Div. Eight, in an opinion by Justice Laurence Rubin, affirmed Los Angeles Superior Court Judge Bert Glennon Jr.’s order that the Van Nuys firm of Stroud & Do return $75,000 to former client Dominick A. Tunzi.

Tunzi retained James T. Stroud and Van T. Do to represent him in a suit against his former employer in 2002. The evidence presented in the trial court was that he signed an agreement to pay a flat fee of $75,000 if the suit settled before trial and 40 percent of the recovery if the case went to trial.

The case settled before trial for $600,000.

The firm subsequently claimed that Tunzi owed them $300,000 based on documents dated April 2004.

Client Signed Documents

One of the documents said that Tunzi would pay $75,000 “contingent upon Stroud & Do being paid directly” $225,000 from another entity, bringing the total fee to $300,000. The other document stated that Tunzi would pay $300,000 in fees; Tunzi signed both documents along with a settlement sheet that included the $300,000 fee payment.

When Tunzi objected to paying more than the $75,000 required by the original agreement, the case went to fee arbitration, with Tunzi prevailing. The firm, however, objected to the award and sued for breach of contract, among other things.

Glennon ruled that the April modifications were invalid because they did not comply with Business and Professions Code Sec. 6147. The statute, which Glennon said applies to a modification as well as to the original agreement, requires, among other things, that a contingent fee agreement be signed by the parties, that it specify the amount of the fee, that it explain how costs would affect the amount of the fee and the recovery, and that it advise the client that the fee is negotiable and not fixed by law.

Agreement Held Binding

The judge further ruled that the original agreement was binding, rejecting the attorneys’ argument that if the modification was not valid, they were entitled to $400,000 as the reasonable value of their services.

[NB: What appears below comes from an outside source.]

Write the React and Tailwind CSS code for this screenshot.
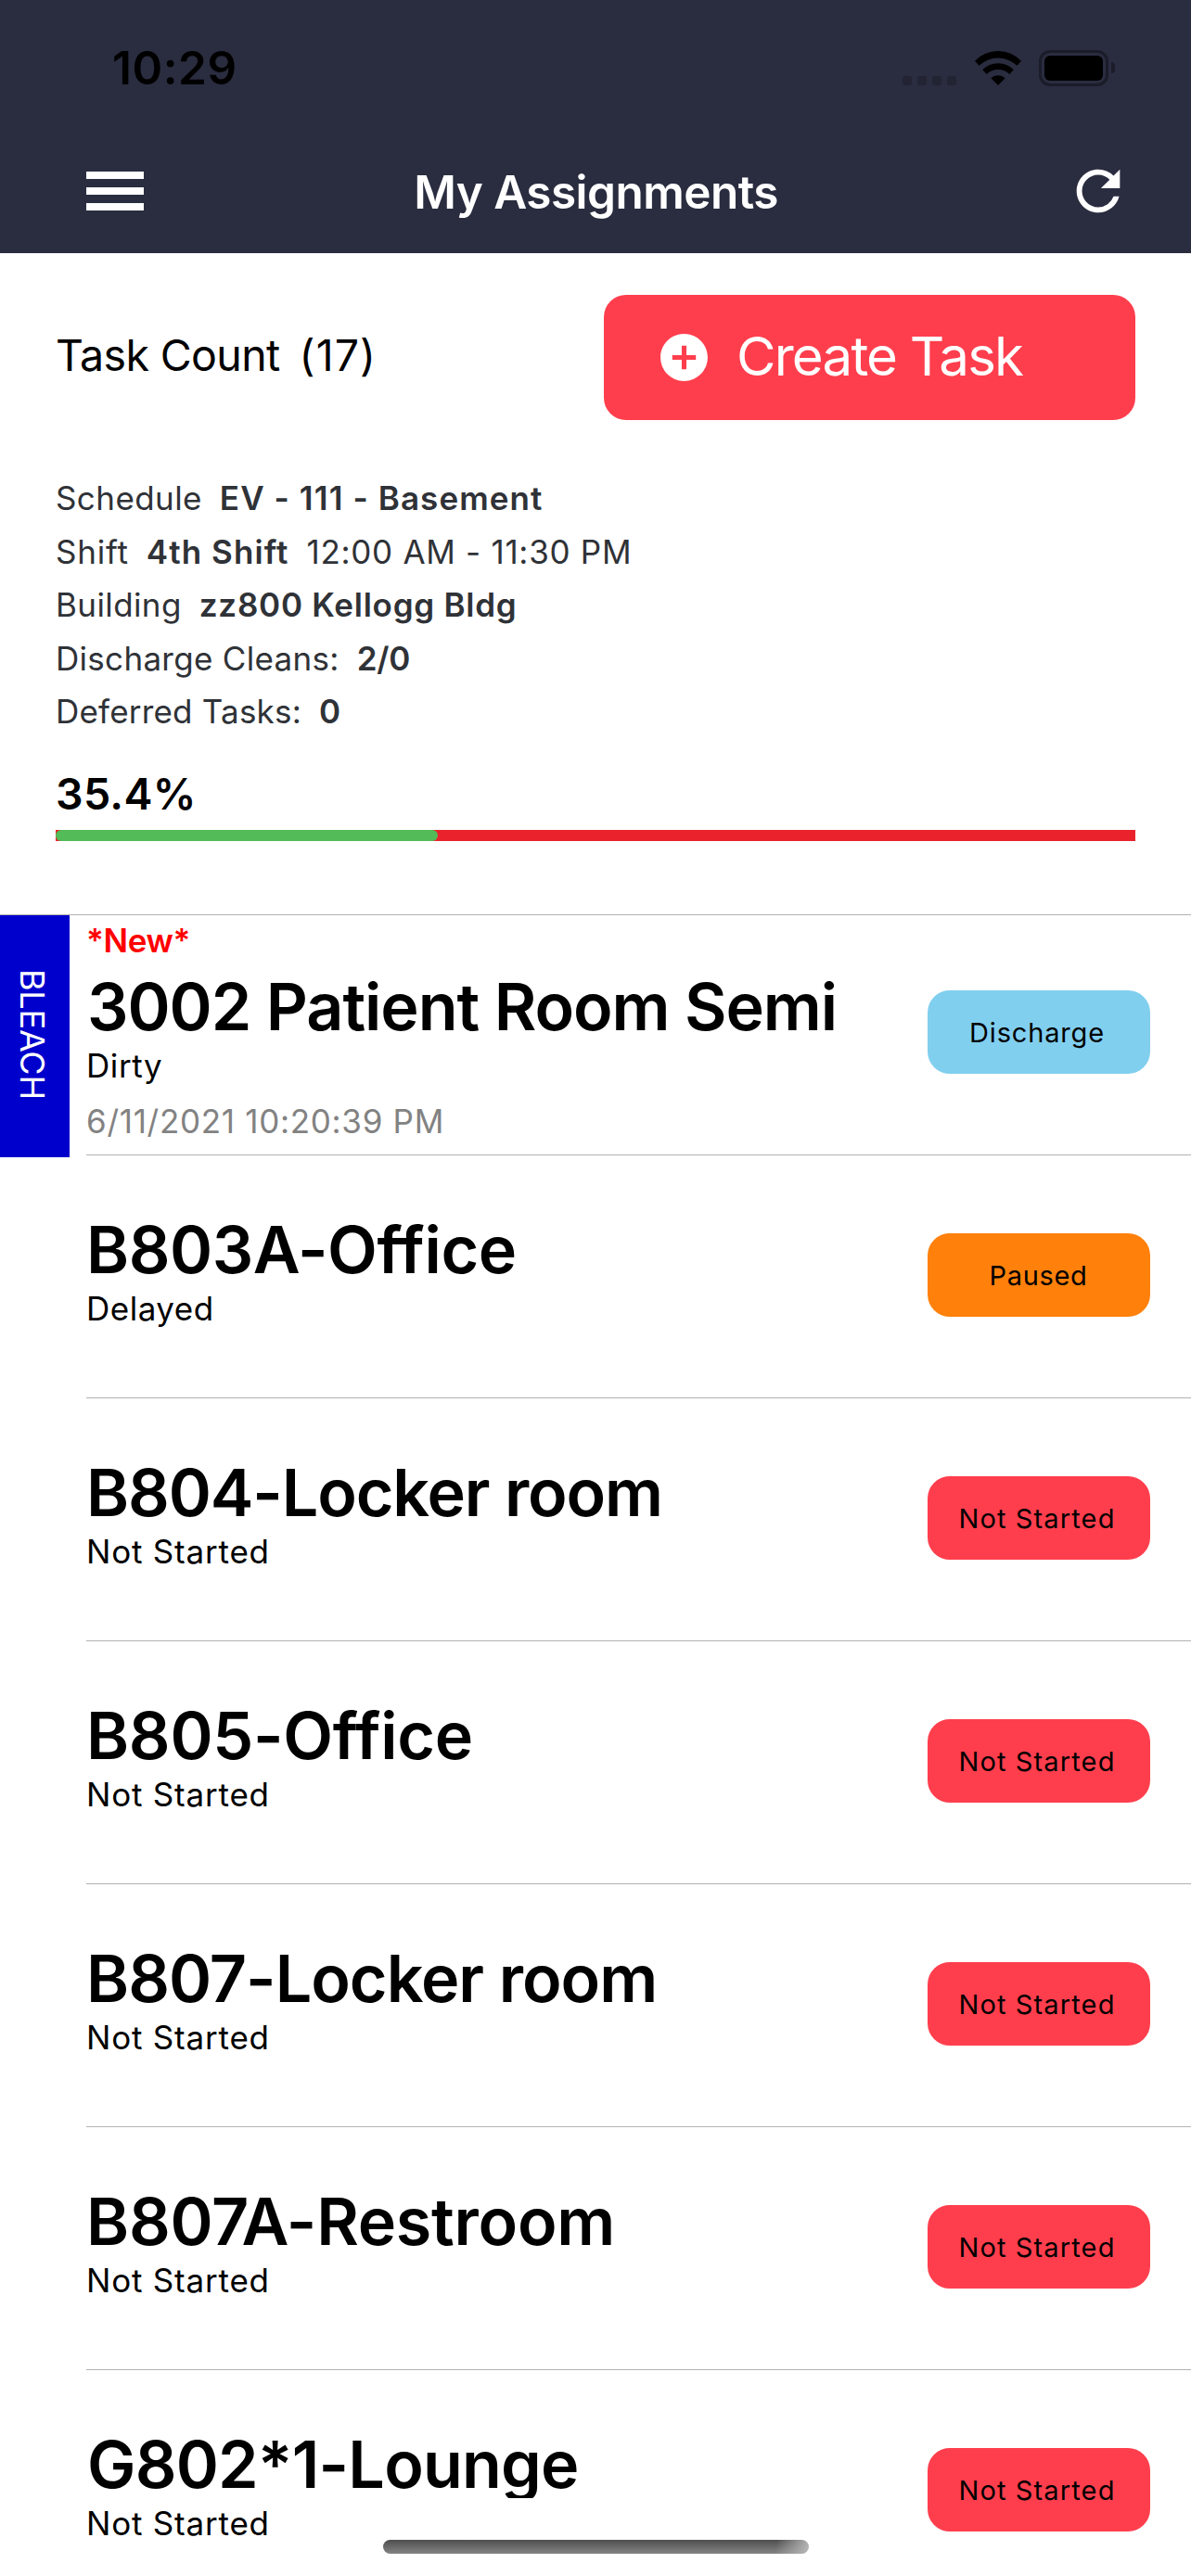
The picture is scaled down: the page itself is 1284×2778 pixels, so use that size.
import React from "react";
import { MdAddCircle, MdRefresh } from "react-icons/md";

const info = [
  [
    { text: "Schedule", style: "tracking-[0.41px]" },
    { text: "EV - 111 - Basement", style: "font-semibold tracking-[1.09px]" },
  ],
  [
    { text: "Shift", style: "tracking-[0.78px]" },
    { text: "4th Shift", style: "font-semibold tracking-[1.08px]" },
    { text: "12:00 AM - 11:30 PM", style: "tracking-[0.71px]" },
  ],
  [
    { text: "Building", style: "tracking-[0.4px]" },
    { text: "zz800 Kellogg Bldg", style: "font-semibold tracking-[0.75px]" },
  ],
  [
    { text: "Discharge Cleans:", style: "tracking-[0.3px]" },
    { text: "2/0", style: "font-semibold tracking-[-0.2px]" },
  ],
  [
    { text: "Deferred Tasks:", style: "tracking-[0.2px]" },
    { text: "0", style: "font-semibold" },
  ],
];

const badges = {
  Discharge: "bg-[#81cfef] tracking-[0.82px] pr-[4px]",
  Paused: "bg-[#ff800b] tracking-[0.68px] pr-px",
  "Not Started": "bg-[#ff3e4d] tracking-[1.13px] pr-[4px]",
};

const tasks = [
  {
    name: "3002 Patient Room Semi",
    tracking: "tracking-[-1.06px] pl-px",
    status: "Dirty",
    statusTracking: "tracking-[0.6px]",
    badge: "Discharge",
    isNew: true,
    time: "6/11/2021 10:20:39 PM",
    tag: "BLEACH",
  },
  { name: "B803A-Office", tracking: "tracking-[-0.45px]", status: "Delayed", statusTracking: "tracking-[0.5px]", badge: "Paused" },
  { name: "B804-Locker room", tracking: "tracking-[-1.12px]", status: "Not Started", badge: "Not Started" },
  { name: "B805-Office", tracking: "tracking-[-0.28px]", status: "Not Started", badge: "Not Started" },
  { name: "B807-Locker room", tracking: "tracking-[-1px]", status: "Not Started", badge: "Not Started" },
  { name: "B807A-Restroom", tracking: "tracking-[-0.25px]", status: "Not Started", badge: "Not Started" },
  { name: "G802*1-Lounge", tracking: "tracking-[-0.8px] overflow-hidden pl-px", status: "Not Started", badge: "Not Started" },
];

function StatusBar() {
  return (
    <div className="flex h-[146px] items-center justify-between pl-[121px] pr-[82px]">
      <span className="text-[49.5px] leading-[60px] font-semibold tracking-[0.57px] text-black">10:29</span>
      <div className="flex h-[39px] items-center">
        <div className="mt-[27px] flex gap-[6px]">
          {[0, 1, 2, 3].map((dot) => (
            <span key={dot} className="size-[10px] rounded-[3px] bg-[#222333]" />
          ))}
        </div>
        <svg className="ml-[20px] h-[37px] w-[50px]" viewBox="0 0 50 37" fill="#000">
          <path d="M0 10.7A34.6 34.6 0 0 1 50 10.7L45.5 15.7A30 30 0 0 0 4.5 15.7Z" />
          <path d="M8.2 20.2A23.7 23.7 0 0 1 41.8 20.2L37.3 25.1A17.6 17.6 0 0 0 12.7 25.1Z" />
          <path d="M17.4 29.2A11 11 0 0 1 32.6 29.2L25 37Z" />
        </svg>
        <div className="ml-[19px] flex h-[39px] w-[75px] rounded-[12px] border-[3px] border-[#1b1c2a] p-[3px]">
          <div className="flex-1 rounded-[6px] bg-black" />
        </div>
        <div className="ml-[3px] h-[12px] w-[4px] rounded-r-[4px] bg-[#1b1c2a]" />
      </div>
    </div>
  );
}

function NavBar() {
  return (
    <div className="flex h-[122px] items-center justify-between pl-[93px] pr-[65px]">
      <div className="flex w-[97px] flex-col gap-[9.6px] pb-[2px]">
        <span className="h-[7.6px] w-[62px] bg-white" />
        <span className="h-[7.6px] w-[62px] bg-white" />
        <span className="h-[7.6px] w-[62px] bg-white" />
      </div>
      <h1 className="pl-[1px] text-[49.5px] leading-[60px] font-semibold tracking-[-0.55px] text-white">My Assignments</h1>
      <div className="flex w-[125px] justify-end pb-[3px]">
        <MdRefresh className="size-[70px] text-white" />
      </div>
    </div>
  );
}

function Summary() {
  return (
    <section className="h-[711px] px-[60px] pt-[45px]">
      <div className="flex h-[135px] items-center justify-between">
        <div className="flex gap-[21px] pb-[5px] text-[46.5px] leading-[56px] text-black">
          <span className="tracking-[-0.63px]">Task Count</span>
          <span className="tracking-[1.1px]">(17)</span>
        </div>
        <button className="flex h-[135px] w-[573px] items-center gap-[26px] rounded-[24px] bg-[#ff3e4d] pl-[56px] text-white">
          <MdAddCircle className="size-[61px]" />
          <span className="pb-[3px] text-[58.2px] leading-[70px] tracking-[-1.8px]">Create Task</span>
        </button>
      </div>
      <div className="mt-[56px] text-[35px] leading-[57.6px] text-[#2f3237]">
        {info.map((line) => (
          <div key={line[0].text} className="flex gap-[19px]">
            {line.map((part) => (
              <span key={part.text} className={part.style}>
                {part.text}
              </span>
            ))}
          </div>
        ))}
      </div>
      <div className="mt-[29px] text-[46.5px] leading-[60px] font-semibold tracking-[0.33px] text-black">35.4%</div>
      <div className="mt-[9px] h-[12px] bg-[#e9222c]">
        <div className="h-full rounded-[6px] bg-[#53bb57]" style={{ width: "35.4%" }} />
      </div>
    </section>
  );
}

function TaskRow({ task }) {
  return (
    <li className="flex h-[262px]">
      <div className="w-[93px] shrink-0 pt-[3px]">
        {task.tag && (
          <div className="flex h-[261px] w-[75px] items-center justify-center bg-[#0000cc] pr-[5px] pb-[4px] text-[36px] leading-[44px] tracking-[-0.2px] text-white [writing-mode:vertical-rl]">
            {task.tag}
          </div>
        )}
      </div>
      <div className="flex flex-1 justify-between border-b border-[#b2b2b2] pt-[9px] pr-[44px]">
        <div className="text-[35px] leading-[42px] text-black">
          <div className="h-[42px] font-semibold tracking-[-0.38px] text-[#ff0000]">{task.isNew ? "*New*" : null}</div>
          <h2 className={`mt-[14px] h-[73px] text-[70px] leading-[73px] font-semibold whitespace-nowrap ${task.tracking}`}>
            {task.name}
          </h2>
          <div className={`mt-[6px] ${task.statusTracking ?? "tracking-[0.8px]"}`}>{task.status}</div>
          {task.time && <div className="mt-[18px] tracking-[0.7px] text-[#828282]">{task.time}</div>}
        </div>
        <div
          className={`mt-[75px] flex h-[90px] w-[240px] items-center justify-center rounded-[24px] pt-px text-[29px] text-black ${badges[task.badge]}`}
        >
          {task.badge}
        </div>
      </div>
    </li>
  );
}

export default function App() {
  return (
    <div className="relative h-[2778px] w-[1284px] overflow-hidden bg-white font-[Inter,sans-serif]">
      <header className="h-[273px] bg-[#2a2c3f]">
        <StatusBar />
        <NavBar />
      </header>
      <Summary />
      <ul className="relative">
        <li aria-hidden="true" className="absolute top-[2px] h-px w-full bg-[#b2b2b2]" />
        {tasks.map((task) => (
          <TaskRow key={task.name} task={task} />
        ))}
      </ul>
      <div className="absolute top-[2739px] left-[413px] h-[15px] w-[459px] rounded-[7.5px] bg-[linear-gradient(100deg,transparent_92%,#b8b8b8_100%),linear-gradient(#4e4e4e,#848484)]" />
    </div>
  );
}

Glennon ordered that all sums in excess of the $75,000 agreed to be returned to Tunzi.

Rubin said the trial judge was correct. The April modifications were ineffective, he said, because the documents were not signed by the attorneys, did not mention costs, and did not disclose the client’s right to negotiate the amount of the fee.

The justice rejected Stroud & Do’s contention that the modifications did not have to comply with Sec. 6147 because the original agreement did. Rubin cited Fergus v. Songer (2007) 150 Cal.App.4th 552, which held that a letter agreement purporting to increase a contingency fee from 45 to 50 percent was unenforceable because it was non-compliant with Sec. 6147.

Of similar import, Rubin said, is Mitchell v. American Fair Credit Assn. (2002) 99 Cal.App.4th 1345, holding that modifications to a credit service contract must comply with the Credit Services Act even though the original service contract adhered to the act’s provisions.

The attorneys’ quantum meruit argument was correctly rejected, Rubin went on to say, because there is “no authority that invalid modifications to a contract nullify the contract.”

Rubin also rejected accusations that Tunzi’s new counsel, Mark C. Sherwood, committed fraud in connection with the preparation of the order that Glennon signed. The justice noted that the order “logically flowed” from the findings the judge announced from the bench at the end of a hearing in which counsel participated, and that the judge’s willingness to sign the order over Stroud & Do’s objections indicated a rejection of their fraud claim.

Besides, Rubin pointed out, Stroud & Do filed two complaints with the State Bar regarding Sherwood’s alleged fraud, and both were rejected. “We will let the State Bar’s disposition of appellants’ complaints speak for themselves,” the jurist wrote.

The case is Stroud v. Tunzi, 08 S.O.S. 1218.